Cette interpénétration des mondes exige une vigilance extrême. Si l’on n’y prend garde, l’IA pourrait devenir le miroir d’un Monde 3 dévoyé, gouverné par des logiques marchandes ou autoritaires. Pourtant, bien utilisée, elle peut incarner un Monde 3 éthique et altruiste, où les connaissances et les outils produits servent à réduire les inégalités, à guérir les maux de notre planète, et à offrir à chaque individu les moyens de s’épanouir.

L’épreuve du discernement

La véritable révolution n’est donc pas technologique. Elle est avant tout politique, éthique et philosophique. Elle réside dans notre capacité à redéfinir la place de l’humain dans un monde où il cohabite avec ses propres créations. À cet égard, l’intelligence artificielle n’est pas une fin, mais un moyen. Elle est le reflet de ce que nous sommes et de ce que nous souhaitons devenir.
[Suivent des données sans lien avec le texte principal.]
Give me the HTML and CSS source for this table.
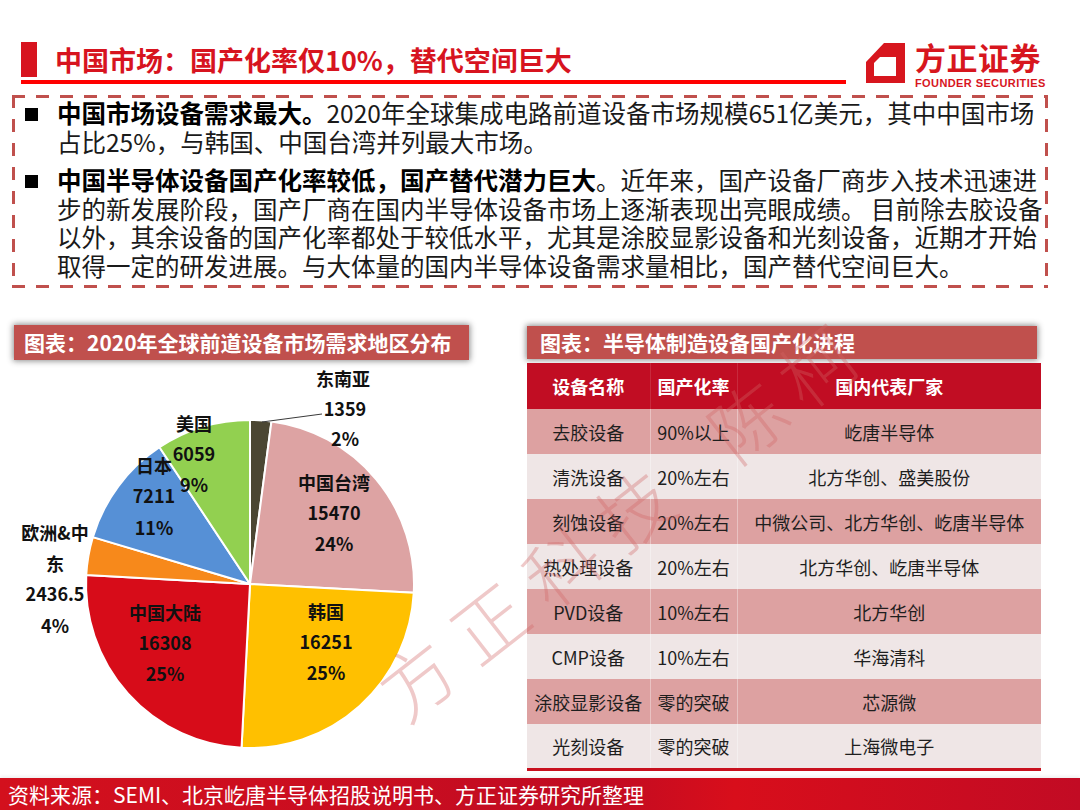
FILE: index.html
```html
<!DOCTYPE html>
<html lang="zh-CN">
<head>
<meta charset="utf-8">
<title>中国市场：国产化率仅10%，替代空间巨大</title>
<link rel="stylesheet" href="styles.css">
</head>
<body>
<div class="page">
  <header class="header">
    <div class="title-col">
      <div class="title-row">
        <div class="title-bar"></div>
        <h1 class="title-text">中国市场：国产化率仅10%，替代空间巨大</h1>
      </div>
      <div class="title-line"></div>
    </div>
    <div class="logo">
      <svg class="logo-icon" width="50" height="50" viewBox="0 0 50 50">
        <polygon points="26,7 47,7 47,47 8,47 8,26" fill="#d7161e"/>
        <polygon points="22,21 38,21 38,40 16,40 16,27" fill="#fff"/>
      </svg>
      <div class="logo-text">
        <div class="logo-cn">方正证券</div>
        <div class="logo-en">FOUNDER SECURITIES</div>
      </div>
    </div>
  </header>

  <section class="notes">
    <div class="item">
      <span class="sq"></span>
      <p class="para"><span class="ln"><b>中国市场设备需求最大。</b>2020年全球集成电路前道设备市场规模651亿美元，其中中国市场</span><span class="ln">占比25%，与韩国、中国台湾并列最大市场。</span></p>
    </div>
    <div class="item item2">
      <span class="sq"></span>
      <p class="para"><span class="ln"><b>中国半导体设备国产化率较低，国产替代潜力巨大</b>。近年来，国产设备厂商步入技术迅速进</span><span class="ln">步的新发展阶段，国产厂商在国内半导体设备市场上逐渐表现出亮眼成绩。 目前除去胶设备</span><span class="ln">以外，其余设备的国产化率都处于较低水平，尤其是涂胶显影设备和光刻设备，近期才开始</span><span class="ln">取得一定的研发进展。与大体量的国内半导体设备需求量相比，国产替代空间巨大。</span></p>
    </div>
  </section>

  <main class="charts">
    <div class="left-panel">
      <div class="caption cap-left">图表：2020年全球前道设备市场需求地区分布</div>
      <svg class="pie" width="520" height="413" viewBox="0 0 520 413">
        <g stroke="#fff" stroke-width="2" stroke-linejoin="round">
          <path d="M250,219 L250,55 A164,164 0 0 1 271.47,56.41 Z" fill="#4b4632"/>
          <path d="M250,219 L271.47,56.41 A164,164 0 0 1 413.76,227.81 Z" fill="#dda3a3"/>
          <path d="M250,219 L413.76,227.81 A164,164 0 0 1 241.53,382.78 Z" fill="#ffc000"/>
          <path d="M250,219 L241.53,382.78 A164,164 0 0 1 86.25,209.99 Z" fill="#d70c19"/>
          <path d="M250,219 L86.25,209.99 A164,164 0 0 1 92.85,172.09 Z" fill="#f7891b"/>
          <path d="M250,219 L92.85,172.09 A164,164 0 0 1 159.48,82.24 Z" fill="#5690d6"/>
          <path d="M250,219 L159.48,82.24 A164,164 0 0 1 250,55 Z" fill="#92d050"/>
        </g>
        <polyline points="262,57 322,49" fill="none" stroke="#3a3a3a" stroke-width="1"/>
        <g class="lbl">
          <text x="343" y="13">东南亚</text>
          <text x="345" y="43">1359</text>
          <text x="345" y="73">2%</text>
          <text x="334" y="117">中国台湾</text>
          <text x="334" y="147">15470</text>
          <text x="334" y="178">24%</text>
          <text x="326" y="246">韩国</text>
          <text x="326" y="276">16251</text>
          <text x="326" y="307">25%</text>
          <text x="165" y="247">中国大陆</text>
          <text x="165" y="277">16308</text>
          <text x="165" y="308">25%</text>
          <text x="55" y="167">欧洲&amp;中</text>
          <text x="55" y="198">东</text>
          <text x="55" y="228">2436.5</text>
          <text x="55" y="260">4%</text>
          <text x="154" y="100">日本</text>
          <text x="154" y="130">7211</text>
          <text x="154" y="162">11%</text>
          <text x="194" y="58">美国</text>
          <text x="194" y="88">6059</text>
          <text x="194" y="119">9%</text>
        </g>
      </svg>
    </div>
    <div class="right-panel">
      <div class="caption cap-right">图表：半导体制造设备国产化进程</div>
      <table class="tbl">
        <colgroup><col class="c1"><col class="c2"><col class="c3"></colgroup>
        <thead>
          <tr><th>设备名称</th><th>国产化率</th><th>国内代表厂家</th></tr>
        </thead>
        <tbody>
          <tr><td>去胶设备</td><td>90%以上</td><td>屹唐半导体</td></tr>
          <tr><td>清洗设备</td><td>20%左右</td><td>北方华创、盛美股份</td></tr>
          <tr><td>刻蚀设备</td><td>20%左右</td><td>中微公司、北方华创、屹唐半导体</td></tr>
          <tr><td>热处理设备</td><td>20%左右</td><td>北方华创、屹唐半导体</td></tr>
          <tr><td>PVD设备</td><td>10%左右</td><td>北方华创</td></tr>
          <tr><td>CMP设备</td><td>10%左右</td><td>华海清科</td></tr>
          <tr><td>涂胶显影设备</td><td>零的突破</td><td>芯源微</td></tr>
          <tr><td>光刻设备</td><td>零的突破</td><td>上海微电子</td></tr>
        </tbody>
      </table>
    </div>
  </main>

  <footer class="footer">资料来源：SEMI、北京屹唐半导体招股说明书、方正证券研究所整理</footer>

  <div class="watermark"><span>方</span><span>正</span><span>科</span><span>技</span><span class="gap">陈</span><span class="gap2">柯</span></div>
</div>
</body>
</html>
```

FILE: styles.css
```css
* { box-sizing: border-box; }
html, body { margin: 0; padding: 0; background: #fff; }
body {
  font-family: "Noto Sans CJK SC", "Noto Sans", sans-serif;
  color: #1a1a1a;
}
.page {
  position: relative;
  width: 1080px;
  height: 810px;
  overflow: hidden;
  display: flex;
  flex-direction: column;
}

/* header */
.header {
  height: 95px;
  padding: 42px 0 0 21px;
  display: flex;
  align-items: flex-start;
  flex: none;
}
.title-col { width: 825px; }
.title-row { display: flex; align-items: center; height: 35px; }
.title-bar { width: 16px; height: 35px; background: #d7141f; flex: none; }
.title-text {
  margin: 0 0 0 18px;
  font-size: 27px;
  font-weight: bold;
  color: #d7141f;
  line-height: 35px;
  white-space: nowrap;
}
.title-line { height: 4px; background: #ff0000; margin-top: 3px; }
.logo { display: flex; margin-left: 12px; margin-top: -6px; }
.logo-icon { flex: none; }
.logo-text { margin-left: 7px; margin-top: 6px; color: #d7161e; }
.logo-cn {
  font-size: 31px;
  font-weight: bold;
  line-height: 30px;
  letter-spacing: 0.5px;
  white-space: nowrap;
}
.logo-en {
  font-family: "Liberation Sans", Arial, sans-serif;
  font-size: 11px;
  font-weight: bold;
  letter-spacing: 0.4px;
  line-height: 12px;
  margin-top: 5px;
  white-space: nowrap;
}

/* notes box */
.notes {
  margin: 0 32px 0 12px;
  height: 193px;
  padding: 4px 10px 0 13px;
  background:
    repeating-linear-gradient(90deg, #c0504d 0 13px, transparent 13px 24px) top left / 100% 3px no-repeat,
    repeating-linear-gradient(90deg, #c0504d 0 13px, transparent 13px 24px) bottom left / 100% 3px no-repeat,
    repeating-linear-gradient(180deg, #c0504d 0 13px, transparent 13px 24px) top left / 3px 100% no-repeat,
    repeating-linear-gradient(180deg, #c0504d 0 13px, transparent 13px 24px) top right / 3px 100% no-repeat;
  flex: none;
}
.item { display: flex; align-items: flex-start; }
.item2 { margin-top: 10px; }
.sq {
  width: 13px;
  height: 13px;
  background: #000;
  flex: none;
  margin: 9px 19px 0 0;
}
.para {
  margin: 0;
  font-size: 24.5px;
  line-height: 28.5px;
  color: #1a1a1a;
}
.para b { font-weight: bold; color: #000; display: inline-block; }
.ln { display: block; white-space: nowrap; height: 28.5px; }

/* charts */
.charts {
  display: flex;
  margin-top: 37px;
  flex: none;
}
.left-panel { width: 520px; flex: none; }
.caption {
  background: #c0504d;
  color: #fff;
  font-weight: bold;
  font-size: 21px;
  white-space: nowrap;
  box-shadow: 0 0 6px 1px rgba(0, 0, 0, 0.45);
}
.cap-left {
  margin-left: 14px;
  width: 455px;
  height: 35px;
  line-height: 35px;
  padding-left: 10px;
}
.pie { display: block; margin-top: 5px; }
.lbl text {
  font-family: "Noto Sans CJK SC", "Noto Sans", sans-serif;
  font-size: 18px;
  font-weight: bold;
  fill: #111;
  text-anchor: middle;
  dominant-baseline: central;
}

.right-panel { margin-left: 7px; width: 514px; flex: none; }
.cap-right {
  margin-top: 1px;
  width: 510px;
  height: 33px;
  line-height: 33px;
  padding-left: 13px;
}
.tbl {
  margin-top: 4px;
  width: 514px;
  border-collapse: collapse;
  table-layout: fixed;
  font-size: 18px;
  border-bottom: 3px solid #c8101e;
}
.c1 { width: 123px; }
.c2 { width: 87px; }
.c3 { width: 304px; }
.tbl th {
  height: 46px;
  background: #c10d23;
  color: #fff;
  font-weight: bold;
  text-align: center;
  padding: 0;
  border-right: 1px solid rgba(255, 255, 255, 0.12);
}
.tbl td {
  height: 45px;
  text-align: center;
  padding: 0;
  color: #1e1e1e;
  white-space: nowrap;
  border-right: 1px solid rgba(255, 255, 255, 0.35);
}
.tbl tbody tr:nth-child(odd) td { background: #dda1a1; }
.tbl tbody tr:nth-child(even) td { background: #efe6e6; }
.tbl th:last-child, .tbl td:last-child { border-right: none; }

/* footer */
.footer {
  margin-top: auto;
  height: 32px;
  line-height: 32px;
  padding-left: 8px;
  color: #fff;
  font-size: 21px;
  white-space: nowrap;
  background: linear-gradient(90deg, #d3101d 0%, #c90d20 35%, #c00b22 55%, #d80e1b 68%, #c20b24 100%);
  flex: none;
  box-shadow: 0 -2px 3px rgba(0, 0, 0, 0.06);
}

/* watermark overlay */
.watermark {
  position: absolute;
  left: 378px;
  top: 640px;
  height: 74px;
  font-size: 74px;
  line-height: 74px;
  font-weight: 300;
  color: rgba(210, 100, 100, 0.35);
  white-space: nowrap;
  transform-origin: 37px 37px;
  transform: rotate(-38deg);
  pointer-events: none;
}
.watermark span { margin-right: 18px; }
.watermark .gap { margin-left: 52px; margin-right: 14px; }
```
Il est temps d’engager un débat global, inclusif et transparent, sur les finalités que nous voulons assigner à ces technologies. La question n’est pas de savoir si l’humain disparaîtra, mais de déterminer si l’IA deviendra l’instrument de son émancipation ou de son aliénation.

Chaque révolution technologique est une épreuve de vérité pour l’humanité. Elle révèle ce que nous avons de meilleur et de pire. Dans cette course effrénée vers le progrès, il ne s’agit pas seulement d’être les créateurs de l’IA, mais d’en être les gardiens éclairés. Entre utopie et dystopie, l’issue dépendra de notre capacité collective à conjuguer les trois mondes de Popper dans une dynamique harmonieuse, au service de la vie et de la dignité humaine.